Offensively, Culp-Bishop rushed for 89 yards on 19 carries. Siler completed 11-of-17 passes for 163 yards and connected with a half dozen different receivers.
Saturday’s bus trip back to Troy was much better for the Trojans’ than Friday’s trek. Burgbacher said he left his office at Memorial Stadium around 2 a.m. and returned at 6 a.m.
“You’re thinking about all these things you shoulda, woulda, coulda done,” he said of replaying Friday’s portion of the game in his head. “But if you allow your mind to do that you’re going to drive yourself crazy. I’ll be honest, I drove myself crazy last night.”
Burgbacher said what upset him the most about Friday was that 87 seconds was all that separated Troy from staying home Saturday and prepping for Week 3 opponent Cincinnati Turpin and having to make the 90-minute, round-trip journey to Xenia.

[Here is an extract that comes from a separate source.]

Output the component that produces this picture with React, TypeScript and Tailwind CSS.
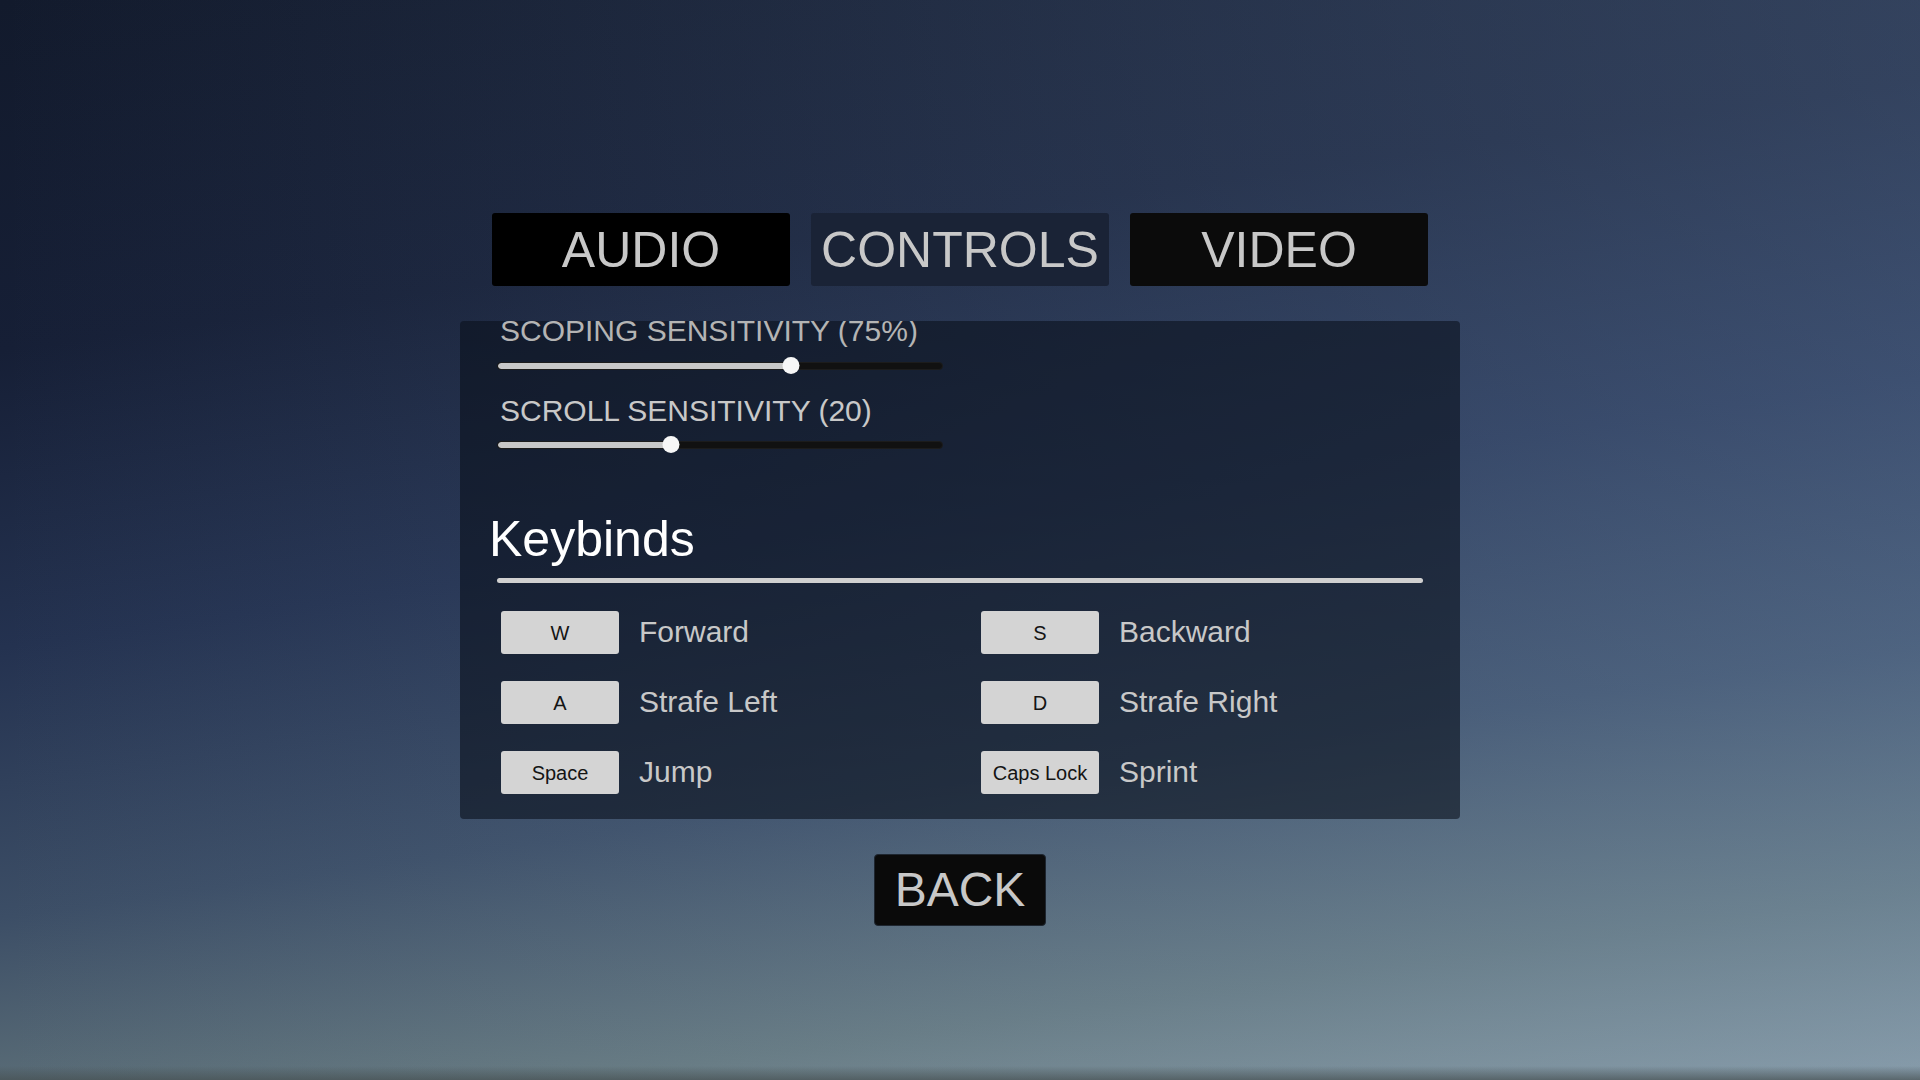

“I get the rule. I totally understand the rule and I agree with it because the kids’ safety is our top priority,” Burgbacher said. “For both teams to have to go home last night and come back and play 1:27 is not fair. I know how our kids are on Saturday morning when they come in for workouts. They can barely walk. It wasn’t like it was a finesse game last night. It was a physical, get-after-it game last night. That’s what I was most upset about. Let’s finish it. … Rules are put in place. I get it.
“We faced some adversity there. I thought our kids, when they came in (Saturday morning), they were focused. We were tired. I know Xenia was tired. We talked about that. Digging deep. That next play give it everything you’ve got. And if there’s a next play give it everything you’ve got.”
On Saturday Troy’s defense needed just one play. And they delivered the boom.